LIGO diary 2002 part 0 (original) (raw)
LIGO diary 2002--report #0
by Wm. Robert Johnston
last updated 6 August 2002
Saturday, 6 July 2002: (I'm not there yet)
I'm off to LIGO in Louisiana for a month tomorrow. I am spending four weeks at the LIGO gravitational wave observatory near Livingston, Louisiana (like I did last summer). Besides me there are two other students from the Univ. of Texas-Brownsville physics dept. on this trip. This is connected to my studies for a masters degree in physics (towards which I have completed one year).
My little reports from last summer I put together with pictures on my web site; you can see them or a discussion of the physics of this here. But here's a brief explanation:
LIGO is trying to detect gravitational waves, which are predicted by Einstein's theory of general relativity. This theory explains gravity not as a force but as a warping or curving of space and time (space-time).
Stick your finger in some water and wiggle it. Ripples radiate from your finger, depending on how you wiggle it. In a sense, this is because the water can't adjust fast enough to the motion of your finger.
If a very massive, very dense object "wiggles" fast enough, it will produce ripples in space-time like your finger did in the water. These ripples of gravity are gravitational waves (GWs). They can be caused by such things as colliding black holes or neutron stars.
GWs cause stretching and compressing of space. If a GW was passing through your computer monitor coming toward you (or away from you), it would alternately stretch and compress in (say) an up and down direction. At the same time the opposite would be happening in the sideways direction (up-and-down compression and sideways stretching, then vice versa, then back again, over and over).
You can see an animation illustrating a gravitational wave here.
This stretching and compressing is tiny-the change in length and width for the whole Earth is still much smaller than an atom. This is where LIGO comes in. LIGO is Laser Interferometer Gravitational-wave Observatory:
Take two straight metal tubes, each (4 km) 2-1/2 miles long. Join them to form an "L". At the corner put a laser which can be split into two beams, one going down each tube, or arm of the "L". Put mirrors at each end to reflect the beam back to the corner. By recombining the beams at the corner, you can use the fact that they interfere with each other to compare the lengths of the arms.
This is LIGO oversimplified. If a GW goes by, the lengths of the arms will change in comparison to each other. In practice, the change in length for LIGO's 4 km (2-1/2 mile) arms is a small fraction of the diameter of the nucleus of an atom. So there are some technical challenges.
LIGO actually has two of these facilities, one in Washington state and the one in Louisiana. By comparing the results, they can better eliminate false alarms from things like cars crossing the cattle guard at the Louisiana site.
About now they were planning to start the first science run, when the two sites would gather scientific data at the same time.

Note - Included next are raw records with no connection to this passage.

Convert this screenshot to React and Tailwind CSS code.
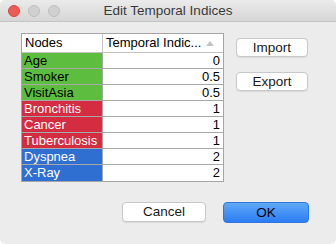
const rows = [
  { name: "Age", value: "0", tone: "green" },
  { name: "Smoker", value: "0.5", tone: "green" },
  { name: "VisitAsia", value: "0.5", tone: "green" },
  { name: "Bronchitis", value: "1", tone: "red" },
  { name: "Cancer", value: "1", tone: "red" },
  { name: "Tuberculosis", value: "1", tone: "red" },
  { name: "Dyspnea", value: "2", tone: "blue" },
  { name: "X-Ray", value: "2", tone: "blue" },
];

const toneClass = {
  green: "bg-[#5cbd3e] text-black",
  red: "bg-[#d42c40] text-white",
  blue: "bg-[#2f6fd2] text-white",
};

const SideButton = ({ children }) => (
  <button className="w-[72px] h-[19px] rounded-[4px] bg-white border border-[#c8c8c8] shadow-[0_1px_1px_rgba(0,0,0,0.08)] text-[13.5px] leading-none text-[#1a1a1a] flex items-center justify-center">
    {children}
  </button>
);

export default function App() {
  return (
    <div
      className="w-[336px] h-[244px] bg-white"
      style={{ fontFamily: '"Liberation Sans", Arial, sans-serif' }}
    >
      <div className="w-full h-full rounded-[5px] overflow-hidden bg-[#ececec] flex flex-col">
        {/* Title bar */}
        <div className="h-[22px] shrink-0 grid grid-cols-[1fr_auto_1fr] items-center bg-gradient-to-b from-[#ebebeb] to-[#d6d6d6] border-b border-[#c4c4c4]">
          <div className="flex items-center gap-[8px] pl-[8px]">
            <span className="w-[12px] h-[12px] rounded-full bg-[#ee5d55] border border-[#d7473f]" />
            <span className="w-[12px] h-[12px] rounded-full bg-[#d0d0d0] border border-[#bdbdbd]" />
            <span className="w-[12px] h-[12px] rounded-full bg-[#d0d0d0] border border-[#bdbdbd]" />
          </div>
          <div className="text-[13.5px] text-[#3a3a3a] leading-none">Edit Temporal Indices</div>
          <div />
        </div>

        {/* Body */}
        <div className="flex pl-[21px] pt-[11px]">
          <div className="w-[203px] border border-[#a5a5a5] bg-white">
            <div className="flex h-[19px] border-b border-[#c2c2c2] text-[13px] text-black">
              <div className="w-[81px] pl-[3px] flex items-center border-r border-[#c8c8c8]">Nodes</div>
              <div className="flex-1 pl-[3px] pr-[9px] flex items-center justify-between">
                <span>Temporal Indic...</span>
                <svg width="8" height="5" viewBox="0 0 8 5">
                  <path d="M0 5 L4 0 L8 5 Z" fill="#c4c4c4" />
                </svg>
              </div>
            </div>
            {rows.map((r) => (
              <div key={r.name} className="flex h-[16px] border-b border-[#a8a8a8] text-[13px] last:border-b-0">
                <div className={`w-[81px] pl-[2px] flex items-center border-r border-[#a8a8a8] ${toneClass[r.tone]}`}>
                  {r.name}
                </div>
                <div className="flex-1 pr-[3px] flex items-center justify-end text-black">{r.value}</div>
              </div>
            ))}
          </div>

          <div className="ml-[12px] pt-[5px] flex flex-col gap-[15px]">
            <SideButton>Import</SideButton>
            <SideButton>Export</SideButton>
          </div>
        </div>

        {/* Footer */}
        <div className="flex justify-end gap-[17px] pr-[27px] mt-[20px]">
          <button className="w-[84px] h-[20px] rounded-[4px] bg-white border border-[#c8c8c8] shadow-[0_1px_1px_rgba(0,0,0,0.08)] text-[13.5px] leading-none text-[#1a1a1a] flex items-center justify-center">
            Cancel
          </button>
          <button className="w-[86px] h-[21px] rounded-[4px] bg-gradient-to-b from-[#5fa8fa] to-[#2b7cf2] border border-[#2f76de] text-[13.5px] leading-none text-black flex items-center justify-center">
            OK
          </button>
        </div>
      </div>
    </div>
  );
}
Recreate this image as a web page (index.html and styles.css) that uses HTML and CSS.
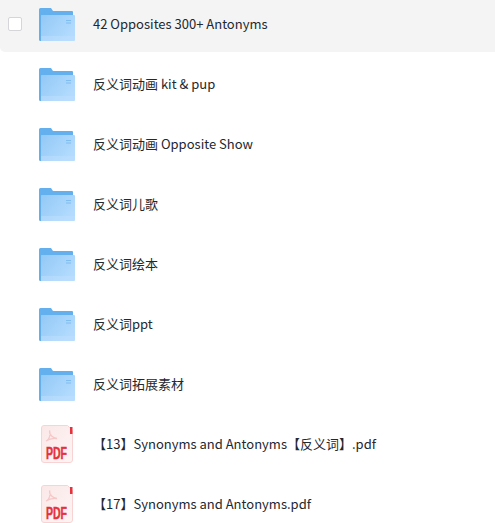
FILE: index.html
```html
<!DOCTYPE html>
<html lang="zh-CN">
<head>
    <meta charset="UTF-8">
    <meta name="viewport" content="width=device-width, initial-scale=1.0">
    <title>反义词</title>
    <link rel="stylesheet" href="styles.css">
</head>
<body>
    <svg class="defs" width="0" height="0">
        <defs>
            <linearGradient id="folderFront" x1="0" y1="0" x2="1" y2="0.6">
                <stop offset="0" stop-color="#93c9f6"/>
                <stop offset="1" stop-color="#b3dbfe"/>
            </linearGradient>
            <linearGradient id="pdfPaper" x1="0" y1="0" x2="1" y2="1">
                <stop offset="0" stop-color="#fbe8e8"/>
                <stop offset="1" stop-color="#fdf4f4"/>
            </linearGradient>
            <symbol id="folder" viewBox="0 0 36 33">
                <path d="M0 1.500Q0 0 1.500 0H12L14 3H33Q34 3 34 4V33H1.500Q0 33 0 31.500Z" fill="#64afee"/>
                <path d="M2 7.500Q2 7 2.500 7H35Q36 7 36 8V31.500Q36 33 34.500 33H2Z" fill="url(#folderFront)"/>
                <path d="M2 28H36V31.500Q36 33 34.500 33H2Z" fill="#bfe0fd" opacity="0.5"/>
                <path d="M27 12.500H32M27 15H32" stroke="#7fbcf0" stroke-width="1"/>
            </symbol>
            <symbol id="pdf" viewBox="0 0 32 38">
                <path d="M3 .5H26.500L31.500 5.500V35A2.500 2.500 0 0 1 29 37.500H3A2.500 2.500 0 0 1 .5 35V3A2.500 2.500 0 0 1 3 .5Z" fill="url(#pdfPaper)" stroke="#f9d3d3"/>
                <rect x="29" y="2" width="2.500" height="7" fill="#e6323c"/>
                <path d="M5.500 16C8 14.500 10 10 8.500 5.500C8 10 12 13 16 13.500C12 13 8.500 13.500 5 16" fill="none" stroke="#f6c8c8" stroke-width="1.300"/>
                <text class="pdf-label" x="5" y="34" textLength="21" lengthAdjust="spacingAndGlyphs">PDF</text>
            </symbol>
        </defs>
    </svg>

    <ul class="file-list">
        <li class="file-row file-row-active">
            <span class="check"></span>
            <svg class="icon-folder"><use href="#folder"/></svg>
            <span class="file-name">42 Opposites 300+ Antonyms</span>
        </li>
        <li class="file-row">
            <svg class="icon-folder"><use href="#folder"/></svg>
            <span class="file-name">反义词动画 kit &amp; pup</span>
        </li>
        <li class="file-row">
            <svg class="icon-folder"><use href="#folder"/></svg>
            <span class="file-name">反义词动画 Opposite Show</span>
        </li>
        <li class="file-row">
            <svg class="icon-folder"><use href="#folder"/></svg>
            <span class="file-name">反义词儿歌</span>
        </li>
        <li class="file-row">
            <svg class="icon-folder"><use href="#folder"/></svg>
            <span class="file-name">反义词绘本</span>
        </li>
        <li class="file-row">
            <svg class="icon-folder"><use href="#folder"/></svg>
            <span class="file-name">反义词ppt</span>
        </li>
        <li class="file-row">
            <svg class="icon-folder"><use href="#folder"/></svg>
            <span class="file-name">反义词拓展素材</span>
        </li>
        <li class="file-row">
            <svg class="icon-pdf"><use href="#pdf"/></svg>
            <span class="file-name">【13】Synonyms and Antonyms【反义词】.pdf</span>
        </li>
        <li class="file-row">
            <svg class="icon-pdf"><use href="#pdf"/></svg>
            <span class="file-name">【17】Synonyms and Antonyms.pdf</span>
        </li>
    </ul>
</body>
</html>
```

FILE: styles.css
```css
html, body {
    height: 100%;
}
body {
    margin: 0;
    overflow: hidden;
    background: #fff;
    font-family: "Noto Sans CJK SC", "Noto Sans", sans-serif;
    font-size: 13px;
    color: #23272f;
}
.defs {
    display: block;
    height: 0;
}
.file-list {
    list-style: none;
    margin: 0;
    padding: 0;
}
.file-row {
    display: flex;
    align-items: center;
    height: 60px;
    padding-left: 39px;
}
.file-row-active {
    height: 48px;
    padding-bottom: 4px;
    margin-bottom: 2px;
    background: #f4f4f4;
    border-bottom-left-radius: 5px;
}
.check {
    box-sizing: border-box;
    width: 14px;
    height: 14px;
    margin-left: -31px;
    margin-right: 17px;
    background: #fff;
    border: 1px solid #d5d5da;
    border-radius: 2px;
}
.icon-folder {
    width: 36px;
    height: 33px;
    margin-right: 18px;
}
.icon-pdf {
    width: 32px;
    height: 38px;
    margin-left: 2px;
    margin-right: 20px;
}
.pdf-label {
    font-family: "Liberation Sans", sans-serif;
    font-size: 16px;
    font-weight: bold;
    fill: #e6323c;
    stroke: #e6323c;
    stroke-width: 0.5px;
}
.file-name {
    white-space: nowrap;
    padding-bottom: 2px;
}
```
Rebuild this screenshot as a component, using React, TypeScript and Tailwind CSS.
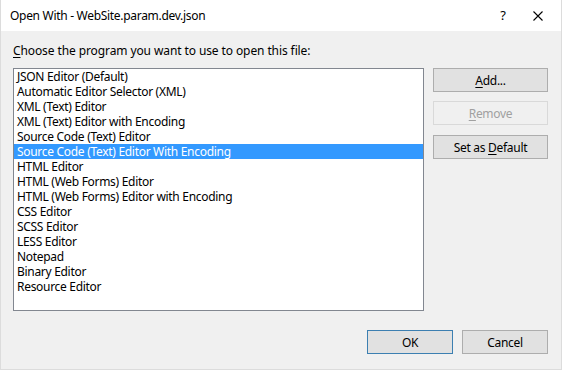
const items = [
  "JSON Editor (Default)",
  "Automatic Editor Selector (XML)",
  "XML (Text) Editor",
  "XML (Text) Editor with Encoding",
  "Source Code (Text) Editor",
  "Source Code (Text) Editor With Encoding",
  "HTML Editor",
  "HTML (Web Forms) Editor",
  "HTML (Web Forms) Editor with Encoding",
  "CSS Editor",
  "SCSS Editor",
  "LESS Editor",
  "Notepad",
  "Binary Editor",
  "Resource Editor",
];

const selected = 5;

const Btn = ({children, disabled, primary}: {children: React.ReactNode; disabled?: boolean; primary?: boolean}) => (
  <div
    className={
      "h-6 flex items-center justify-center border " +
      (disabled
        ? "bg-[#f0f0f0] border-[#d9d9d9] text-[#a0a0a0]"
        : primary
        ? "bg-[#e1e1e1] border-[#3c7fb1] text-black"
        : "bg-[#e1e1e1] border-[#adadad] text-black")
    }>
    {children}
  </div>
);

export default function App() {
  return (
    <div className="w-[562px] h-[370px] flex flex-col bg-[#f0f0f0] border-x border-b border-[#dcdcdc] font-['Noto_Sans',sans-serif] text-[12px] leading-[15px] tracking-[-0.3px] text-black overflow-hidden">
      <div className="h-[31px] bg-white flex items-center pl-[9px] shrink-0">
        <span className="grow">Open With - WebSite.param.dev.json</span>
        <span className="w-[30px] text-center text-[13px] mr-[15px]">?</span>
        <svg width="10" height="10" viewBox="0 0 10 10" className="mr-[18px]">
          <path d="M0.5 0.5L9.5 9.5M9.5 0.5L0.5 9.5" stroke="#000" strokeWidth="1.1" />
        </svg>
      </div>
      <div className="flex flex-col pl-[12px] pr-[13px] pt-[12px]">
        <div className="tracking-[-0.1px]">
          <span className="underline underline-offset-2">C</span>hoose the program you want to use to open this file:
        </div>
        <div className="flex mt-[10px] gap-[9px]">
          <div className="w-[411px] h-[243px] bg-white border border-[#828790]">
            {items.map((it, i) => (
              <div
                key={it}
                className={
                  "h-[15px] pl-[3px] whitespace-nowrap " +
                  (i === selected ? "bg-[#3399ff] text-white" : "")
                }>
                {it}
              </div>
            ))}
          </div>
          <div className="w-[115px] flex flex-col">
            <Btn>
              <span><span className="underline underline-offset-2">A</span>dd...</span>
            </Btn>
            <div className="mt-[9px]">
              <Btn disabled>
                <span><span className="underline underline-offset-2">R</span>emove</span>
              </Btn>
            </div>
            <div className="mt-[10px]">
              <Btn>
                <span>Set as <span className="underline underline-offset-2">D</span>efault</span>
              </Btn>
            </div>
          </div>
        </div>
        <div className="flex justify-end gap-[9px] mt-[19px]">
          <div className="w-[86px]">
            <Btn primary>OK</Btn>
          </div>
          <div className="w-[86px]">
            <Btn>Cancel</Btn>
          </div>
        </div>
      </div>
    </div>
  );
}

However, a problem in Washington has delayed that at least a month.
They may have me working with some other students on identifying some of the seismic noise that affects readings. (Last summer one of our students was in the group tracking down vibrations that turned out to be from logging operations in the area.) When I'm not doing that, I'll be working with data analysis software for the stochastic background group. This group (which includes faculty from UTB) is hoping to identify a cosmic background "noise" of GWs. This is also likely to be my master's thesis topic.
Image credits: LIGO/Caltech, 2000 (top), Wm. Robert Johnston, © 2001 (middle/bottom)
© 2002 by Wm. Robert Johnston.
Last modified 6 August 2002.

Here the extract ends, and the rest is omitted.